> _Exercise_
Leave out the pictures and retype only the lines from the opening line to the line that holds "const rows = [25, ...Array(18).fill(44)];", both ends included.

══ Data provided ══

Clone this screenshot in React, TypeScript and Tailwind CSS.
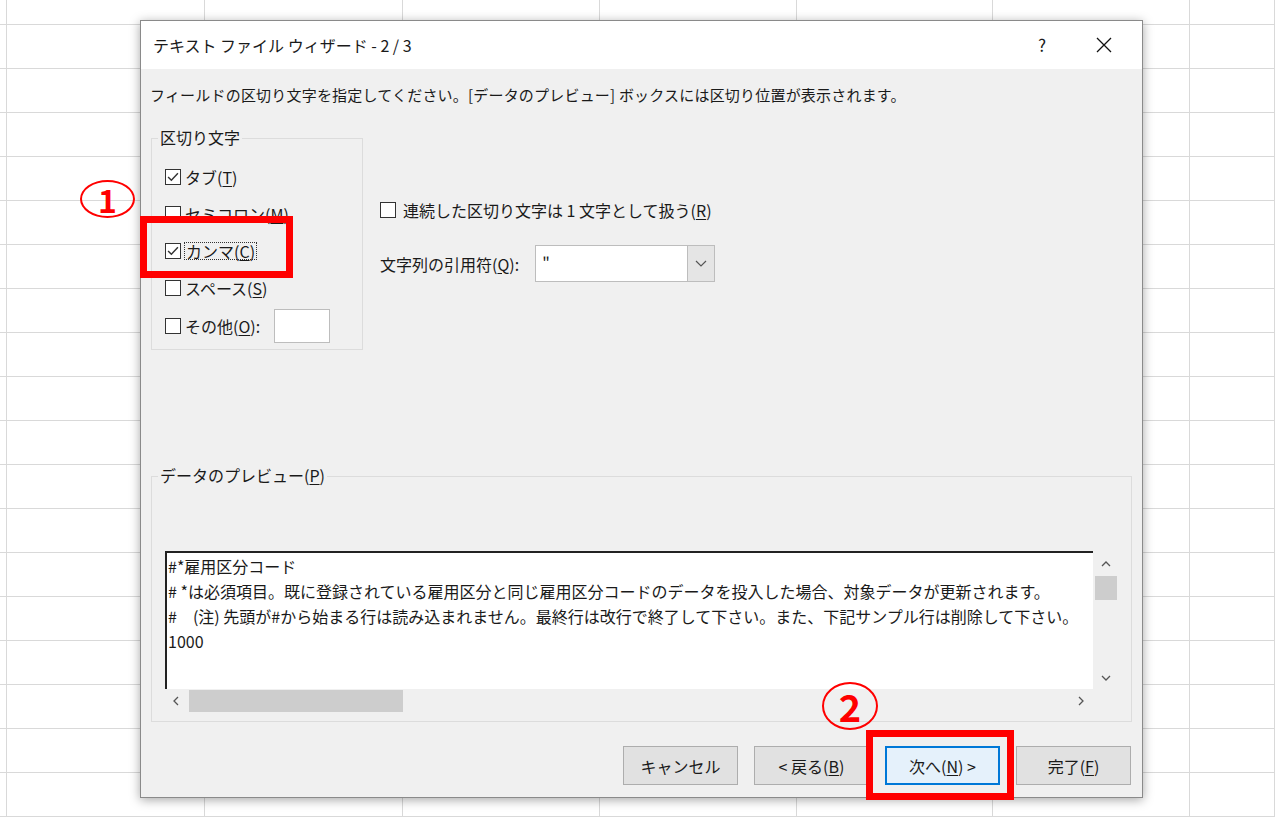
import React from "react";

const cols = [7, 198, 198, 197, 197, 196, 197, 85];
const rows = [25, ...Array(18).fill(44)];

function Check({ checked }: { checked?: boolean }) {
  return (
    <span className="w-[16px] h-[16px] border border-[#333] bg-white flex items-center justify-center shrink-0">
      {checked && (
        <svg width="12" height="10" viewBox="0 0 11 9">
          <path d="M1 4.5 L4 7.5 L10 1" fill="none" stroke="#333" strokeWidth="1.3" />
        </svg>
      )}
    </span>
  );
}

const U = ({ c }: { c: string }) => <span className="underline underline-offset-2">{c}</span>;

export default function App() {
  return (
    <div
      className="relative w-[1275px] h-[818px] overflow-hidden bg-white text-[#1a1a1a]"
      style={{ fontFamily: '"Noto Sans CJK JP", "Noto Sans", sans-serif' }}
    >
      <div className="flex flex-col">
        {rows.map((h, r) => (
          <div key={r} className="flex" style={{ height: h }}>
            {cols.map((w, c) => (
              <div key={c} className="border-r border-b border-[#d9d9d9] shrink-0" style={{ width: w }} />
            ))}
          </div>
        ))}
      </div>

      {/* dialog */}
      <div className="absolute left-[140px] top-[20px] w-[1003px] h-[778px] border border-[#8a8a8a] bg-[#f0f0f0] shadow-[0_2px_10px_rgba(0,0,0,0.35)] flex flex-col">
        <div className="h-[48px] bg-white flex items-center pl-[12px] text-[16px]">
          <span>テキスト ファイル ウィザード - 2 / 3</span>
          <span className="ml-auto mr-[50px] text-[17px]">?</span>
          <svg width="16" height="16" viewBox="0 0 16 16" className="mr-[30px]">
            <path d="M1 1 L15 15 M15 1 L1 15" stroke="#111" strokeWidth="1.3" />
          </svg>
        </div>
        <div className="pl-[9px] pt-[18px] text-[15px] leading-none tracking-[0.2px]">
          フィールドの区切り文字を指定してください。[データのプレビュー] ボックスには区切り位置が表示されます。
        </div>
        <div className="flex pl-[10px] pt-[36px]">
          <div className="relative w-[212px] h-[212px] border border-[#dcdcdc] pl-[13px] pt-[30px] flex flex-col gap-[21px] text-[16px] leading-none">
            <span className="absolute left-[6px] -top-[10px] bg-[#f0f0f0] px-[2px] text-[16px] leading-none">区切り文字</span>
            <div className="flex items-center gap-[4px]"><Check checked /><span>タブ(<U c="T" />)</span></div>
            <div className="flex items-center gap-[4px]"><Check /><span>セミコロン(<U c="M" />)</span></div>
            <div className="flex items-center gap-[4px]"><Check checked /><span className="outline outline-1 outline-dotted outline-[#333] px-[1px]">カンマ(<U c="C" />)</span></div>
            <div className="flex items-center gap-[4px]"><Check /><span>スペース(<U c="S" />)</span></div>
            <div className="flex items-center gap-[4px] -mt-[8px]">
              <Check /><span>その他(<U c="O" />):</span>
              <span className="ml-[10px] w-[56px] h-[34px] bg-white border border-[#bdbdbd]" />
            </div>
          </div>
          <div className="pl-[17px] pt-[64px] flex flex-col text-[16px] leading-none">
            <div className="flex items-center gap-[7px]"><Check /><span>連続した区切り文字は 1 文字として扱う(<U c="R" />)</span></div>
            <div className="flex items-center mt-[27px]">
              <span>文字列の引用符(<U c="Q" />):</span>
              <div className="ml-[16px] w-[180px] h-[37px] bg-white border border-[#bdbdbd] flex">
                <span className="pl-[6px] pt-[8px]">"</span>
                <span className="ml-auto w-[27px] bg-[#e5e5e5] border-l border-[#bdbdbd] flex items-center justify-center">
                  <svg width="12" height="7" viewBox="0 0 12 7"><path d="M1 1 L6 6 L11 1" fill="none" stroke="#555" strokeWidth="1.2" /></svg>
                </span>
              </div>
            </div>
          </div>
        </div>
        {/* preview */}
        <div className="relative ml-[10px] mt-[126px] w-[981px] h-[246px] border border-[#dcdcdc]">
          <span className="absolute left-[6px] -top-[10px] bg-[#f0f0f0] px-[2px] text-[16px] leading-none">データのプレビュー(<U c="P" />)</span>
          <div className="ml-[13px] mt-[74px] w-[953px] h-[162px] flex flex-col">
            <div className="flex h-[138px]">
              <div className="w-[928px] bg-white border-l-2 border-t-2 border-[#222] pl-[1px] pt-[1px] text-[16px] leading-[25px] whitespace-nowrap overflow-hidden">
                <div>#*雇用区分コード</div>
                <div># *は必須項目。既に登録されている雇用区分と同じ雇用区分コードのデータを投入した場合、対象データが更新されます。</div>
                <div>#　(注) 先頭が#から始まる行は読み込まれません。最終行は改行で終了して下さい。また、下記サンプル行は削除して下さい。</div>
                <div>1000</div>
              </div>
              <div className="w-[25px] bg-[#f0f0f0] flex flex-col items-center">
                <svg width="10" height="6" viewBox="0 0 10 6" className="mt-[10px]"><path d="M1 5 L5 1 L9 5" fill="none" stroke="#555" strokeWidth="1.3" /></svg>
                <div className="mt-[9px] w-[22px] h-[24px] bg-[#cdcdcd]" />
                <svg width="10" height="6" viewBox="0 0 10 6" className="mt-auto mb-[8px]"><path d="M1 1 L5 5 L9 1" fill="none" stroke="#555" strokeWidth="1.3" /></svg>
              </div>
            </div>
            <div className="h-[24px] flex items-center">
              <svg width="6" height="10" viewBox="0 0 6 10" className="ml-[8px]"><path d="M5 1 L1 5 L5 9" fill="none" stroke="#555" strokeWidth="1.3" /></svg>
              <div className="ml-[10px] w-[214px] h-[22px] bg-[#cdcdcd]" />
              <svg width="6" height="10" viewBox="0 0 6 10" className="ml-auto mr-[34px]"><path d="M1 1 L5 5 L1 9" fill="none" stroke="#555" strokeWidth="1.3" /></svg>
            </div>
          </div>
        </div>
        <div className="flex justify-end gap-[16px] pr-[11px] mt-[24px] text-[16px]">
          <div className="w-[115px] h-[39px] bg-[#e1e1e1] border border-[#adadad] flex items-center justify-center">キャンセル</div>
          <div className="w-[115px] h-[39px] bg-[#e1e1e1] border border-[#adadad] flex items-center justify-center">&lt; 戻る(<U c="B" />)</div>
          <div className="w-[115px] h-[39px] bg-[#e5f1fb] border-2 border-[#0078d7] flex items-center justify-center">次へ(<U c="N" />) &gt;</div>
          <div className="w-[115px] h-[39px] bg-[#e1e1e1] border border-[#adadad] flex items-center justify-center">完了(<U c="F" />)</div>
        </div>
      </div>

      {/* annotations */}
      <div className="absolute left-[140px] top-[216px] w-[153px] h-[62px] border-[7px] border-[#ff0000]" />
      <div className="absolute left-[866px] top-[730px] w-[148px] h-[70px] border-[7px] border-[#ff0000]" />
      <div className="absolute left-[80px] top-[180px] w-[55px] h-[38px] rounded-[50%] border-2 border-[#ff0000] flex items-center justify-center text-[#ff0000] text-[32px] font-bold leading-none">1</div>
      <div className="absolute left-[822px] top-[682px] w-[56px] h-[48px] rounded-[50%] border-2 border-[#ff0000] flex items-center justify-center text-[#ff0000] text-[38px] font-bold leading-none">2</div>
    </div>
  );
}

═══

> _Reply to the task_
Clone this screenshot in React, TypeScript and Tailwind CSS.
import React from "react";

const cols = [7, 198, 198, 197, 197, 196, 197, 85];
const rows = [25, ...Array(18).fill(44)];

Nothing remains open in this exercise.